What are some good, long-lived perennials?
When selecting perennials for the home landscape, it’s important to consider their size, bloom period, hardiness, and cultural requirements. Another consideration is their longevity. Some perennials are short-lived. Short-lived perennials persist for several years and then decline and fade away. In contrast, some perennials are extremely long-lived. It’s not uncommon to see 50- to 60-year-old peonies in the yards of older homes in Iowa.

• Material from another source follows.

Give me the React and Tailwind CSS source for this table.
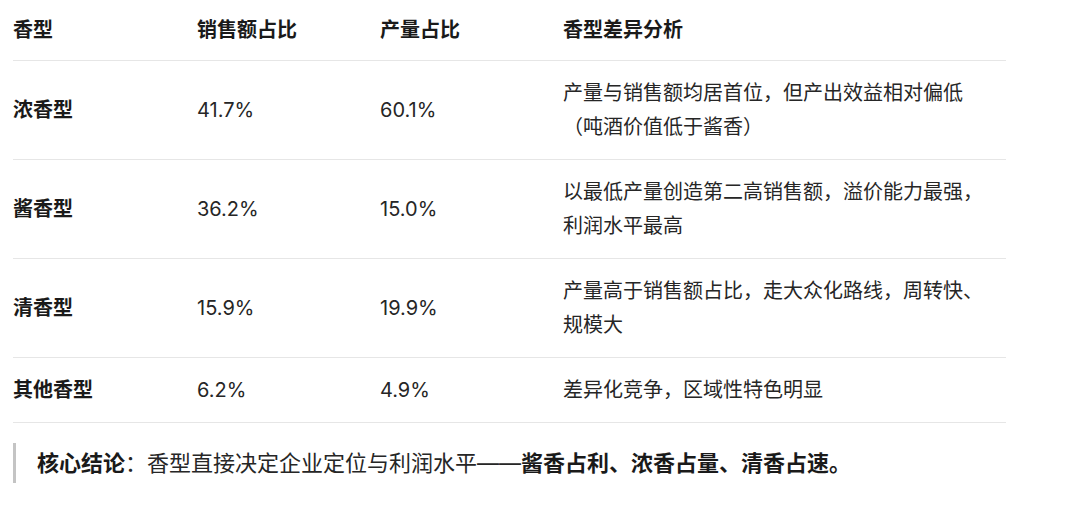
import React from 'react';

const rows = [
  {
    type: '浓香型',
    sales: '41.7%',
    output: '60.1%',
    note: '产量与销售额均居首位，但产出效益相对偏低（吨酒价值低于酱香）',
  },
  {
    type: '酱香型',
    sales: '36.2%',
    output: '15.0%',
    note: '以最低产量创造第二高销售额，溢价能力最强，利润水平最高',
  },
  {
    type: '清香型',
    sales: '15.9%',
    output: '19.9%',
    note: '产量高于销售额占比，走大众化路线，周转快、规模大',
  },
  {
    type: '其他香型',
    sales: '6.2%',
    output: '4.9%',
    note: '差异化竞争，区域性特色明显',
  },
];

const font = { fontFamily: '"Inter", "Noto Sans CJK SC", sans-serif' };

const App = () => {
  return (
    <div className="w-[1080px] h-[523px] bg-white overflow-hidden" style={font}>
      <div className="ml-[13px] w-[993px]">
        <div className="grid grid-cols-[184px_183px_183px_443px] border-b border-[#e6e6e6] text-[20px] leading-[34px] font-bold text-[#1a1a1a]">
          <div className="pt-[13px] pb-[13px]">香型</div>
          <div className="pt-[13px] pb-[13px]">销售额占比</div>
          <div className="pt-[13px] pb-[13px]">产量占比</div>
          <div className="pt-[13px] pb-[13px] pr-[13px]">香型差异分析</div>
        </div>

        {rows.map((row) => (
          <div
            key={row.type}
            className="grid grid-cols-[184px_183px_183px_443px] items-center border-b border-[#e6e6e6] text-[20px] leading-[34px] text-[#262626]"
          >
            <div className="py-[15px] font-bold text-[#1a1a1a]">{row.type}</div>
            <div className="py-[15px]">{row.sales}</div>
            <div className="py-[15px]">{row.output}</div>
            <div className="py-[15px] pr-[13px]">{row.note}</div>
          </div>
        ))}
      </div>

      <div className="mt-[20px] ml-[13px] border-l-[3px] border-[#c4c4c4] pl-[21px] py-[3px] text-[22px] leading-[34px] text-[#262626]">
        <span className="font-bold text-[#1a1a1a]">核心结论</span>：香型直接决定企业定位与利润水平——
        <span className="font-bold text-[#1a1a1a]">酱香占利、浓香占量、清香占速。</span>
      </div>
    </div>
  );
};

export default App;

Long-lived perennials include black snakeroot (Actaea racemosa), lady’s mantle (Alchemilla mollis), goatsbeard (Aruncus dioicus), butterfly weed (Asclepias tuberosa), false blue indigo (Baptisia australis), gas plant (Dictamnus albus), ferns (various species), hardy geranium (Geranium spp.), ornamental grasses (various species), daylily (Hemerocallis spp.), hosta (Hosta spp.), Siberian iris (Iris sibirica), blazing star (Liatris spp.), daffodil (Narcissus spp.), peony (Paeonia spp.), balloon flower (Platycodon grandiflorus), lungwort (Pulmonaria spp.), black-eyed susan (Rudbeckia fulgida ‘Goldsturm’), stonecrop (Sedum spp.), and Carolina lupine (Thermopsis villosa).
When given favorable growing conditions and good care, long-lived perennials often thrive for 20 or more years.